Thursday, May 7, 2009

The path we tread

i dont know what it is that makes me so restless, but i always feel the need to travel. its like my feet wont let me stay in one place for too long. i dont know if it was growing up in a small town reading national geographics and trying to imagine a world where there is more than corn fields and gas stations, or if there is an urgency that i've put on life to see everything i can before these eyes shut for the last time. i think it may be a combination of those things along with many others that have drawn me to so many outrageous places, and will surely take me to sights id never imagine i'd see.

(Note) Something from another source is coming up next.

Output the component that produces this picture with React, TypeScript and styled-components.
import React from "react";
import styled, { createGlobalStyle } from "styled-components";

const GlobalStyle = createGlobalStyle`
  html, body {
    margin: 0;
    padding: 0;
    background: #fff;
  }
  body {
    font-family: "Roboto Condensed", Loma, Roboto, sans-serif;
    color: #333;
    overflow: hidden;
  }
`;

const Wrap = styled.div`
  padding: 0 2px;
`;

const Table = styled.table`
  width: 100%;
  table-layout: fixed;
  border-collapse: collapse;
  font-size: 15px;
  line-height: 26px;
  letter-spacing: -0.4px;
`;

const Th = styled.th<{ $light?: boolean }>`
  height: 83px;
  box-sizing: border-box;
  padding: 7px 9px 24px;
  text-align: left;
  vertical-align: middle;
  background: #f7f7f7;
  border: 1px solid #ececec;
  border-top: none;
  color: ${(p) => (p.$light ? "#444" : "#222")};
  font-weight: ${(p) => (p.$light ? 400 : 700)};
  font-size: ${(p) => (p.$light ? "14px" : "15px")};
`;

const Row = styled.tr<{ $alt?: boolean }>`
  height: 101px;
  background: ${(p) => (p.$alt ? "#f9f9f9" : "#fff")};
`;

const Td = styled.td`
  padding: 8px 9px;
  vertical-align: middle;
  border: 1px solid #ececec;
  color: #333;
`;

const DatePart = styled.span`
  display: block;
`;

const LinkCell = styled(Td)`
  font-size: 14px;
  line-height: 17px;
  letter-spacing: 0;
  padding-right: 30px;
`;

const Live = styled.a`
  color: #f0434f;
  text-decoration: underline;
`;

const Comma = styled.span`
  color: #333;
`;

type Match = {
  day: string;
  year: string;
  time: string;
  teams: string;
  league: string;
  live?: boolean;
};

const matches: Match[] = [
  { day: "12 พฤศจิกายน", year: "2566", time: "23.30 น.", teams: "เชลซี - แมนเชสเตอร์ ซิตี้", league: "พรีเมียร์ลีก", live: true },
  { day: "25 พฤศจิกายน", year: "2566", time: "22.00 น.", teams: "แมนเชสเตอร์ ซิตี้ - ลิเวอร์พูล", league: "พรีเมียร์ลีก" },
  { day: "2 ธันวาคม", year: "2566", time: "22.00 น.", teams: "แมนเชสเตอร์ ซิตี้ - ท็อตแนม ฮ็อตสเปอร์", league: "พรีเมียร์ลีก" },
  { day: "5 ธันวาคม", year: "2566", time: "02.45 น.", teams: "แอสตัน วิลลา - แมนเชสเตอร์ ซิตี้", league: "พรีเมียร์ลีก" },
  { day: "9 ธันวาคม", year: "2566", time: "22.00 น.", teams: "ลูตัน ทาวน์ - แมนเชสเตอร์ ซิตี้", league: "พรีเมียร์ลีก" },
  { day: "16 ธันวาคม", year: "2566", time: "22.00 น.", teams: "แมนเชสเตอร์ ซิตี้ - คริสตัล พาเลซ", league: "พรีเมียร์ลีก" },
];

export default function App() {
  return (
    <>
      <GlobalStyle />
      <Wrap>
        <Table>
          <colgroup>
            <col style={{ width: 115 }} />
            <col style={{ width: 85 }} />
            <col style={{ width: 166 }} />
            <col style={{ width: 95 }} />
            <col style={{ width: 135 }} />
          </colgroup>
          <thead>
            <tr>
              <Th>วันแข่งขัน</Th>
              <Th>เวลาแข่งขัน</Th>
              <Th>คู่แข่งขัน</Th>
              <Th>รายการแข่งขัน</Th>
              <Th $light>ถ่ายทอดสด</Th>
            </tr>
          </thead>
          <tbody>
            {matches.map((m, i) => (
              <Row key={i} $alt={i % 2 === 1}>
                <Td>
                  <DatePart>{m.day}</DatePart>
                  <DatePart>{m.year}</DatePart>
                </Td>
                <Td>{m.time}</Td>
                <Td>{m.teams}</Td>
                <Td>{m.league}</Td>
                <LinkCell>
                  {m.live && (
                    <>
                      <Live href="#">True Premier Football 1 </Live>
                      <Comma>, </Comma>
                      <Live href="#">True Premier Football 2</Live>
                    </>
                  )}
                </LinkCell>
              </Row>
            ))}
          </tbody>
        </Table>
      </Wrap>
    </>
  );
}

i've got so many stories and adventures bottled up inside my head, that i think my memory may be full soon. but i dont want to delete any of it. im happy that at 21 years old i can say ive done many of the things ive done. from climbing the rocky mountains, to sleeping on the gulf coast of mississippi, or skipping stones on the columbia river, and riding dirtbikes in tennessee i feel like ive done enough to die happy. but like any american, what i have is just not enough.

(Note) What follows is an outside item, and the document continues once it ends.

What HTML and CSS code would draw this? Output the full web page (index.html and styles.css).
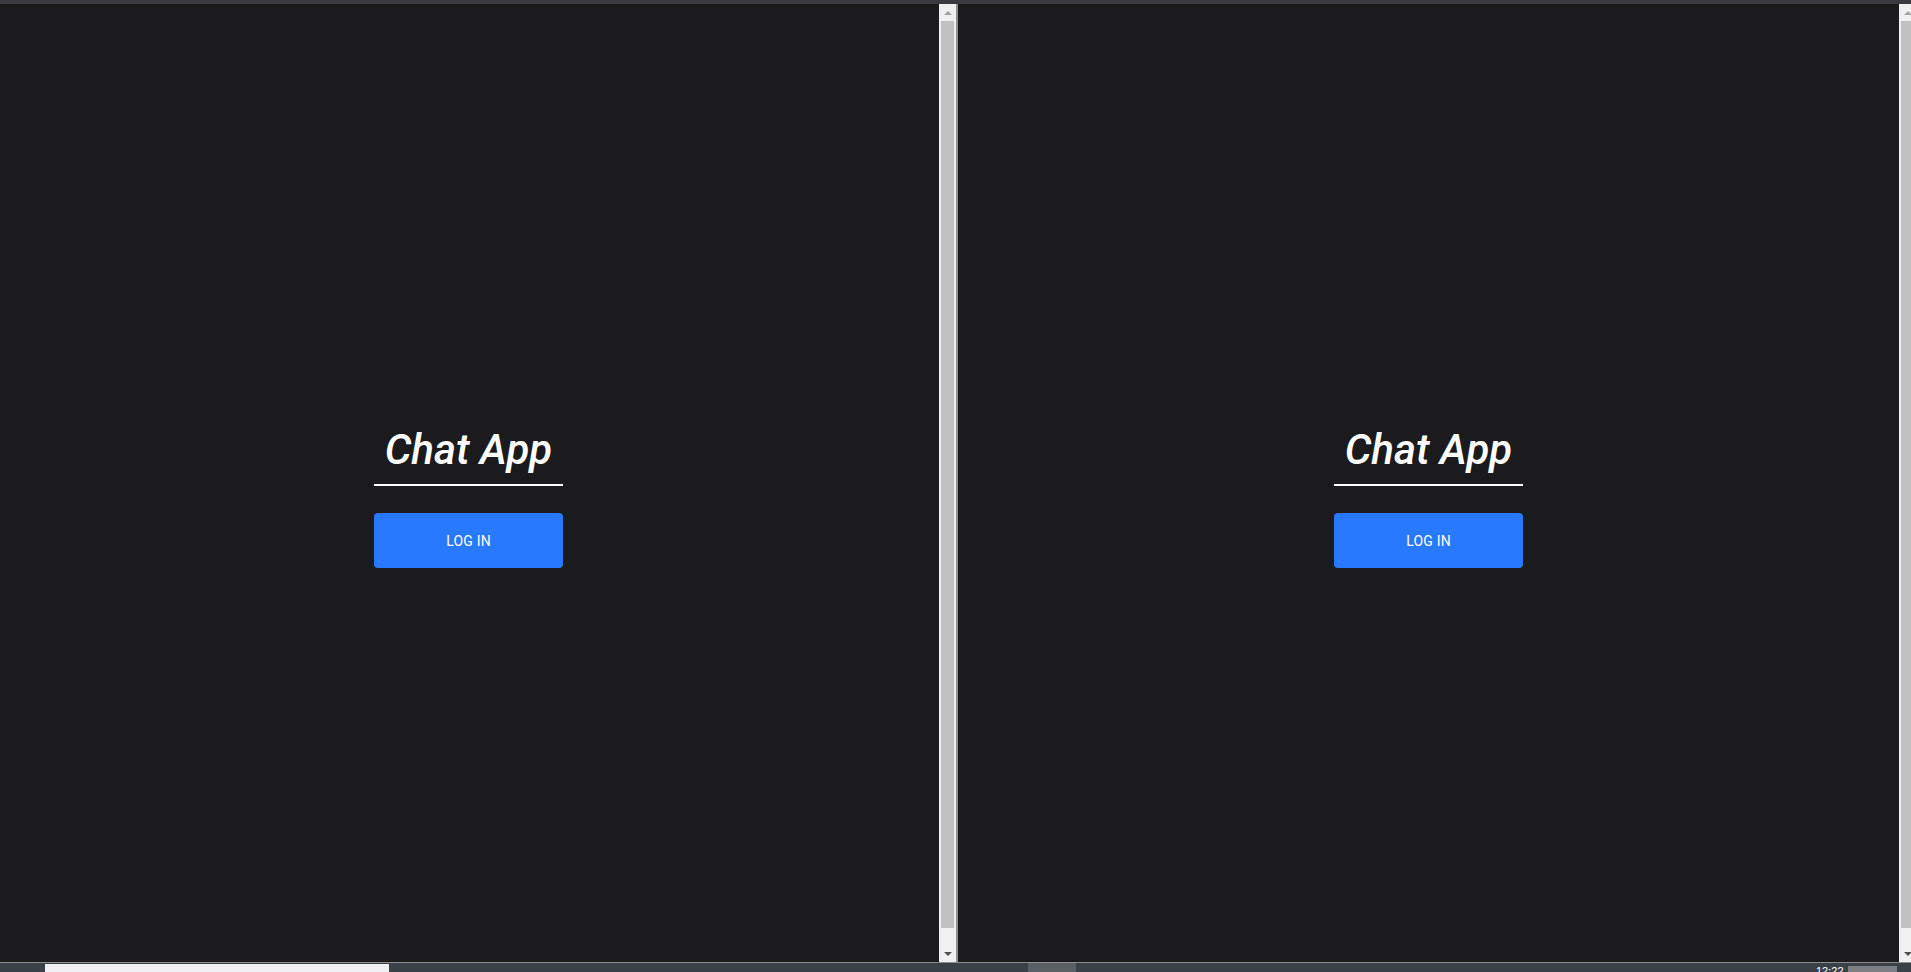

im ready to head overseas. which in fact is my next major endeavor for those of you who dont know. i'll be spending the summer in europe doing what i love to do most. which is play music and travel. i cant begin to tell you how unbelievably happy and thankful i am for this oppurtunity. i never realistically thought i'd ever make it this far or be able to do what im about to do. so to let it be known, i am rediculiously stoked on this!

as for my future travels after the summer. who knows where i may go. or maybe i'll actually want to slow down a bit. maybe find a girl that can make me want to be home a little more, or even someone who would love to experience the outrageous things i do. but one thing is for sure, it's never planned. whatever happens will happen, and i will make the best of it. or atleast try.